Jen Bervin (born in Dubuque, United States; lives in Guilford, United States) engages eyes, hands, ears, and minds in an exploration of intersections between text and fibre. Combining crafts and high technology, her works result from conceptual, scientific, and poetic investigations of matter. Dialoguing with and through materials, her projects take the form of poems, artist books, videos, and installations that stage embodied forms of language and tactile properties specific to textiles.
- Dubuque, United States
- Countries / Nations
- United States
- Guilford, United States
In the artist’s book The Sea, Bervin presents a silvery oceanic landscape meticulously woven on reproductions of pages from the book The Opal Sea (1906) by John C. Van Dyke, an author from the United States who was interested in the sensory and perceptual specificities of nature. His vast century-old study on the sea and its splendour approaches the ocean as an enigmatic and multiple being. Like a cluster of stars held together by gravity, the zigzag constellation of opalescent points sewn by Bervin both illuminates and partially veils Van Dyke’s prose.
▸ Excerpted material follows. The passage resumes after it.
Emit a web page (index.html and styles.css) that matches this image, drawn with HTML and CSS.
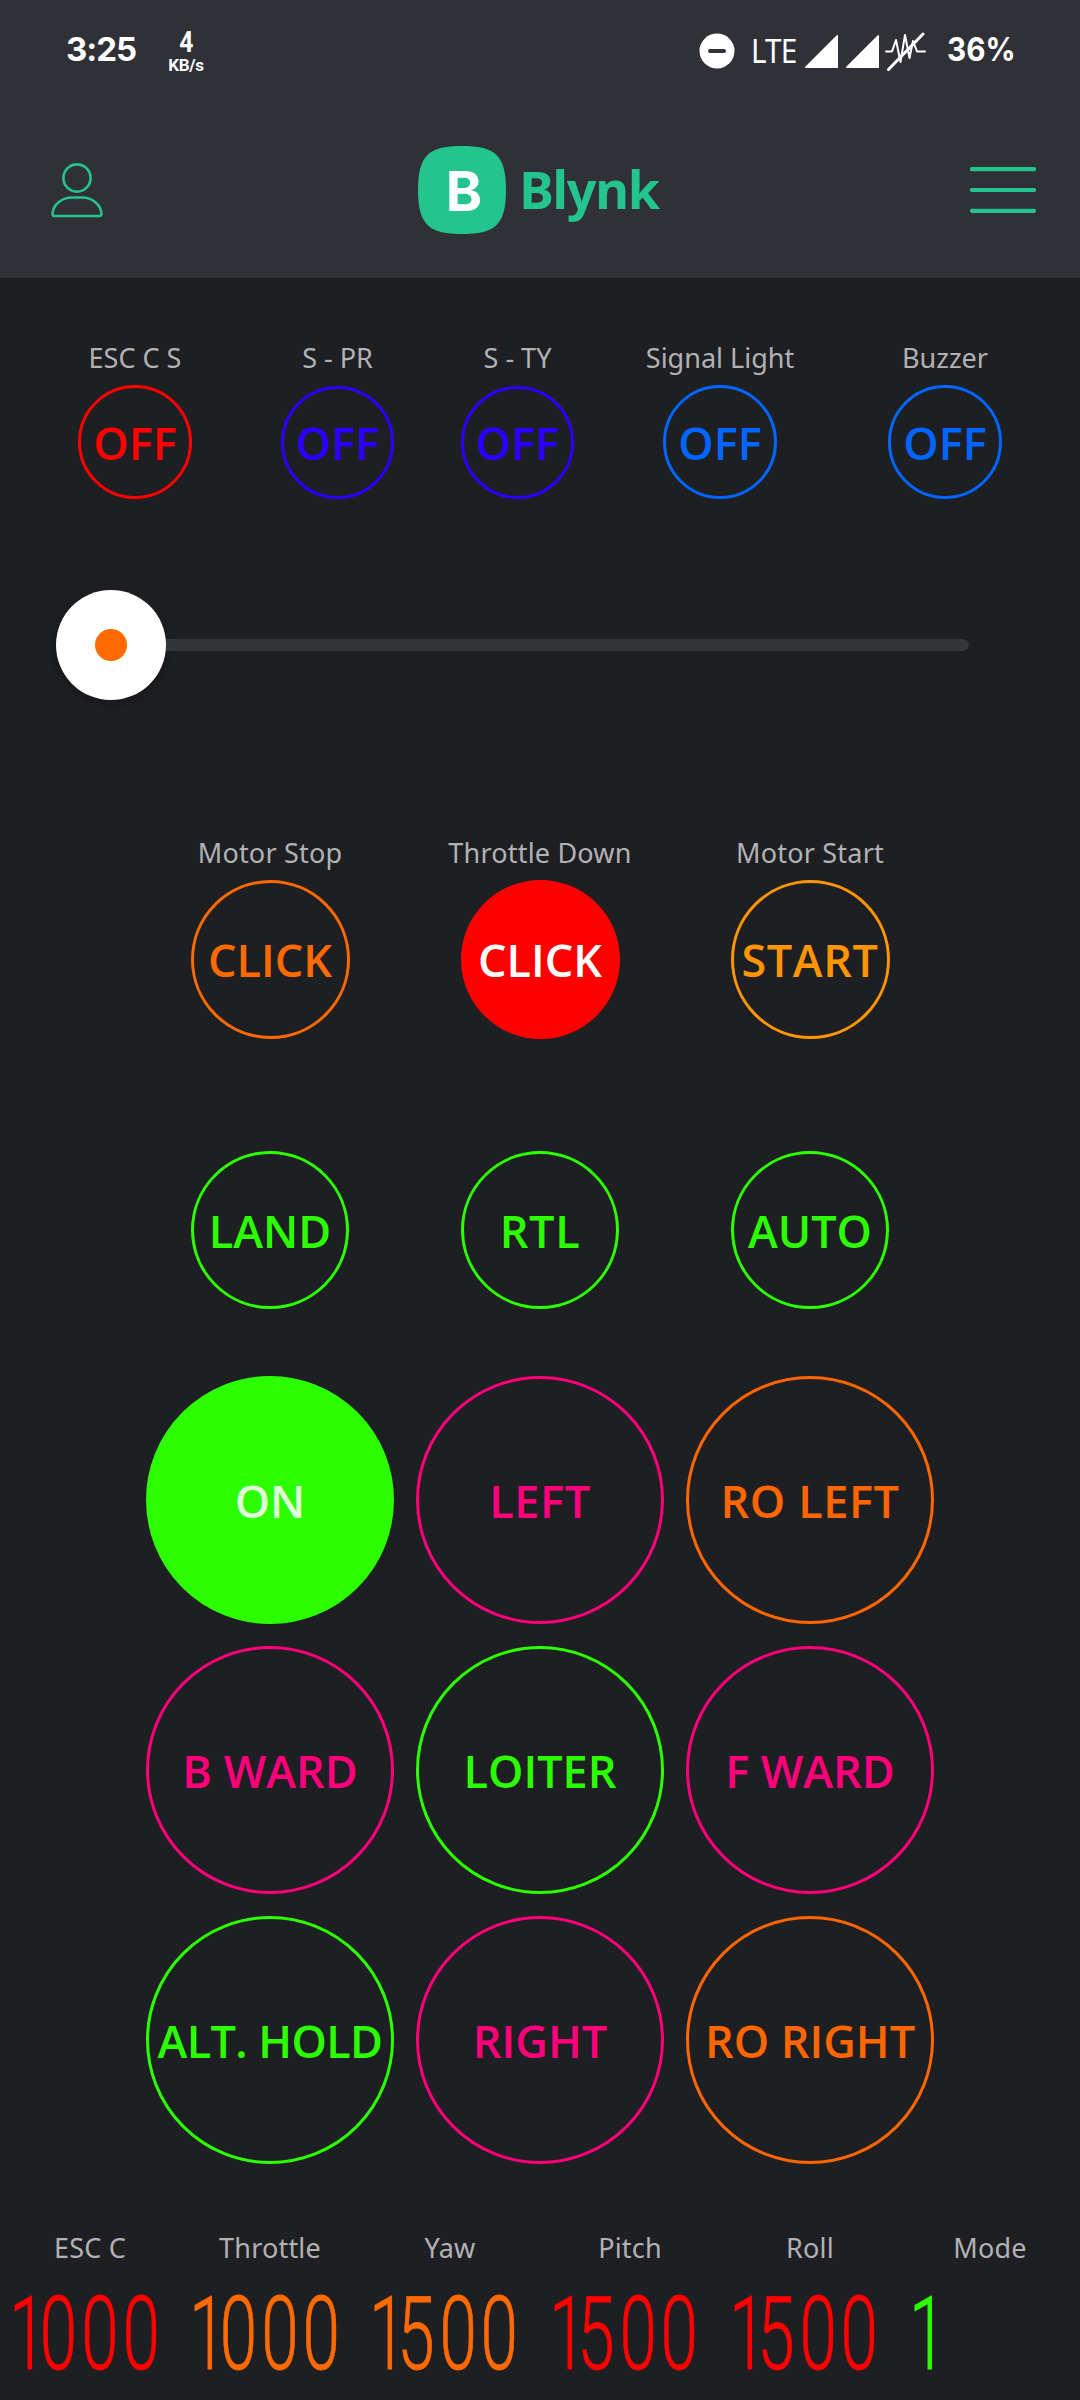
FILE: index.html
```html
<!DOCTYPE html>
<html lang="en">
<head>
<meta charset="utf-8">
<title>Blynk</title>
<link rel="stylesheet" href="styles.css">
</head>
<body>
<header class="top">
  <div class="status">
    <div class="status-left">
      <span class="clock">3:25</span>
      <span class="speed"><b class="speed-num">4</b><b class="speed-unit">KB/s</b></span>
    </div>
    <div class="status-right">
      <svg class="dnd" viewBox="0 0 36 36"><circle cx="18" cy="18" r="17.5" fill="#fff"/><path d="M11 18h14" stroke="#303136" stroke-width="4" stroke-linecap="round"/></svg>
      <span class="lte">LTE</span>
      <svg class="signal" viewBox="0 0 33 33"><path d="M33 1v32H1q-2 0-.5-1.500L31 1q2-2 2 0z" fill="#fff"/></svg>
      <svg class="signal second" viewBox="0 0 33 33"><path d="M33 1v32H1q-2 0-.5-1.500L31 1q2-2 2 0z" fill="#fff"/></svg>
      <svg class="vibrate" viewBox="0 0 42 40" fill="none" stroke="#fff" stroke-linecap="round" stroke-linejoin="round"><path stroke-width="2" d="M1 20.500h6l4-11.500 4.500 22 4.500-27 4.500 23 3.500-17 4 10.500h8"/><path stroke-width="3" d="M3.500 38.500 38 3"/></svg>
      <span class="battery">36%</span>
    </div>
  </div>
  <nav class="bar">
    <svg class="person" viewBox="0 0 54 56" fill="none" stroke="#24c48e" stroke-width="2.600"><circle cx="27" cy="16" r="13.600"/><path d="M4.500 54a2.200 2.200 0 0 1-2-2.600C3.500 42 12 35.500 22 35.500h10c10 0 18.500 6.500 19.500 15.900a2.200 2.200 0 0 1-2 2.600z"/></svg>
    <div class="brand">
      <span class="mark">
        <svg class="mark-shape" viewBox="0 0 88 88"><path d="M44 0C76 0 88 8 88 44S76 88 44 88 0 80 0 44 12 0 44 0z" fill="#24c48e"/></svg>
        <b class="mark-letter">B</b>
      </span>
      <span class="name">Blynk</span>
    </div>
    <svg class="menu" viewBox="0 0 66 46" stroke="#24c48e" stroke-width="4.200" stroke-linecap="round"><path d="M2 2.200h62M2 23h62M2 43.800h62"/></svg>
  </nav>
</header>

<main>
  <section class="switches">
    <div class="widget"><span class="label">ESC C S</span><button class="round small red">OFF</button></div>
    <div class="widget"><span class="label">S - PR</span><button class="round small smaller blue">OFF</button></div>
    <div class="widget"><span class="label">S - TY</span><button class="round small smaller blue">OFF</button></div>
    <div class="widget"><span class="label">Signal Light</span><button class="round small azure">OFF</button></div>
    <div class="widget"><span class="label">Buzzer</span><button class="round small azure">OFF</button></div>
  </section>

  <div class="slider"><span class="thumb"></span><span class="track"></span></div>

  <section class="motors">
    <div class="widget"><span class="label">Motor Stop</span><button class="round medium orange">CLICK</button></div>
    <div class="widget"><span class="label">Throttle Down</span><button class="round medium red filled">CLICK</button></div>
    <div class="widget"><span class="label">Motor Start</span><button class="round medium amber loose">START</button></div>
  </section>

  <section class="modes">
    <button class="round mode green">LAND</button>
    <button class="round mode green loose">RTL</button>
    <button class="round mode green">AUTO</button>
  </section>

  <section class="pad">
    <button class="round large green filled">ON</button>
    <button class="round large pink loose">LEFT</button>
    <button class="round large deep loose">RO LEFT</button>
    <button class="round large pink">B WARD</button>
    <button class="round large green">LOITER</button>
    <button class="round large pink">F WARD</button>
    <button class="round large green tight">ALT. HOLD</button>
    <button class="round large pink">RIGHT</button>
    <button class="round large deep">RO RIGHT</button>
  </section>

  <section class="readouts">
    <div class="readout red"><span class="label">ESC C</span><svg class="value" viewBox="0 0 166 90"><text transform="scale(.66 1)" y="81" x="3 49.500 112.500 175">1000</text></svg></div>
    <div class="readout orange"><span class="label">Throttle</span><svg class="value" viewBox="0 0 166 90"><text transform="scale(.66 1)" y="81" x="3 49.500 112.500 175">1000</text></svg></div>
    <div class="readout orange"><span class="label">Yaw</span><svg class="value" viewBox="0 0 166 90"><text transform="scale(.66 1)" y="81" x="3 46 110 172">1500</text></svg></div>
    <div class="readout red"><span class="label">Pitch</span><svg class="value" viewBox="0 0 166 90"><text transform="scale(.66 1)" y="81" x="3 46 110 172">1500</text></svg></div>
    <div class="readout red"><span class="label">Roll</span><svg class="value" viewBox="0 0 166 90"><text transform="scale(.66 1)" y="81" x="3 46 110 172">1500</text></svg></div>
    <div class="readout green"><span class="label">Mode</span><svg class="value" viewBox="0 0 166 90"><text transform="scale(.66 1)" y="81" x="3">1</text></svg></div>
  </section>
</main>
</body>
</html>
```
FILE: styles.css
```css
* { box-sizing: border-box; }

body {
  margin: 0;
  width: 1080px;
  height: 2400px;
  overflow: hidden;
  background: #1e1f23;
  font-family: "Noto Sans", "Open Sans", sans-serif;
}

svg { display: block; flex: none; }

/* Header */
.top { height: 278px; background: #303136; color: #fff; }

.status {
  display: flex;
  justify-content: space-between;
  height: 102px;
  padding: 0 67px 0 66px;
}
.status-left, .status-right { display: flex; align-items: center; white-space: nowrap; }
.clock, .battery { font: 700 33px/40px Inter, sans-serif; margin-top: -4px; }
.clock { width: 102px; letter-spacing: -1px; }
.speed { display: flex; flex-direction: column; align-items: center; width: 36px; font-family: Roboto, sans-serif; }
.speed-num { font-size: 29px; line-height: 29px; transform: scaleX(.85); }
.speed-unit { font-size: 17px; line-height: 17px; letter-spacing: -.3px; }
.dnd { width: 36px; height: 36px; margin-right: 16px; }
.lte { font: 400 33px/40px "Noto Sans", sans-serif; width: 60px; margin-right: -6px; transform: scaleX(.9); transform-origin: left; letter-spacing: -1px; }
.signal { width: 33px; height: 33px; margin-right: 8px; }
.signal.second { margin-right: 6px; }
.vibrate { width: 42px; height: 40px; margin-right: 20px; }
.battery { width: 66px; transform: scaleX(.9); transform-origin: left; }

.bar {
  display: flex;
  justify-content: space-between;
  align-items: center;
  height: 176px;
  padding: 0 44px 0 50px;
}
.person { width: 54px; height: 56px; }
.menu { width: 66px; height: 46px; }
.brand { display: flex; align-items: center; gap: 13px; padding-left: 3px; }
.mark { display: grid; place-items: center; width: 88px; height: 88px; }
.mark-shape, .mark-letter { grid-area: 1 / 1; }
.mark-shape { width: 88px; height: 88px; }
.mark-letter { padding: 2px 0 0 3px; font: 700 55px/60px Inter, sans-serif; }
.name { color: #24c48e; font-size: 52px; line-height: 60px; font-weight: 700; letter-spacing: -1.300px; padding-bottom: 2px; }

/* Widgets */
.label { color: #b2b2b4; font-size: 27px; line-height: 36px; white-space: nowrap; }

.widget { display: flex; flex-direction: column; align-items: center; justify-content: space-between; }

.round {
  display: grid;
  place-items: center;
  padding: 0;
  border: 3px solid currentColor;
  border-radius: 50%;
  background: none;
  font: 600 45px/50px "Open Sans", "Noto Sans", sans-serif;
  white-space: nowrap;
}
.small { width: 114px; height: 114px; padding-top: 1px; }
.smaller { width: 113px; height: 113px; padding-top: 0; }
.medium { width: 159px; height: 159px; }
.mode { width: 158px; height: 158px; padding-top: 1px; }
.large { width: 248px; height: 248px; padding-top: 2px; }
.tight { letter-spacing: -.6px; }
.loose { letter-spacing: .6px; }

.red { color: #f00; }
.blue { color: #2b00ff; }
.azure { color: #06f; }
.orange { color: #ff6a00; }
.deep { color: #f60; }
.amber { color: #ff9500; }
.green { color: #2bff00; }
.pink { color: #ff007b; }
.filled.red { background: #f00; border-color: #f00; color: #fff; }
.filled.green { background: #2bff00; border-color: #2bff00; color: #dfffd9; }

.switches {
  display: grid;
  grid-template-columns: 270px 135px 225px 180px 270px;
  height: 159px;
  margin-top: 62px;
}

.slider { display: flex; align-items: center; height: 110px; margin: 91px 111px 0 56px; }
.thumb {
  flex: none;
  width: 110px;
  height: 110px;
  border-radius: 50%;
  background: radial-gradient(circle, #ff6a00 15.500px, #fff 16.500px);
  box-shadow: 0 3px 10px rgba(0, 0, 0, .3);
}
.track { flex: 1; height: 12px; border-radius: 0 6px 6px 0; background: #343538; }

.motors, .modes, .pad {
  display: grid;
  grid-template-columns: repeat(3, 270px);
  justify-content: center;
  justify-items: center;
}
.motors { height: 204px; margin-top: 135px; }
.modes { margin-top: 112px; }
.pad { margin-top: 67px; row-gap: 22px; }
.motors .label, .readouts .label { letter-spacing: .2px; }

.readouts { display: grid; grid-template-columns: repeat(6, 180px); margin-top: 66px; }
.readout { display: flex; flex-direction: column; align-items: center; }
.value {
  width: 166px;
  height: 90px;
  margin-top: 22px;
  overflow: visible;
  fill: currentColor;
  stroke: currentColor;
  stroke-width: .8px;
  font: 300 102px Roboto, sans-serif;
}
```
The fragments of text that she has left legible emerge from the underwater relief, forming new poems with the metallic threads. With attention and patience, the gaze strives to find the words, often drowned beneath the silvery undulations. Text and textile meet here in what Bervin calls a “contact zone,” a term employed by feminist philosopher Donna Haraway to define the space where beings and things are constituted in and by their relationships. An entire ecosystem is created through the interactions between words and fibres. The Sea offers an embodied way to navigate the written world, echoing the deciphering process inherent to the act of reading. Surging up from the woven landscape, the words appear as if surfacing through roiled, sibylline water. Each poem, born from subtraction, offers a way for sensitively approaching the real and opens new paths for experiencing the sea.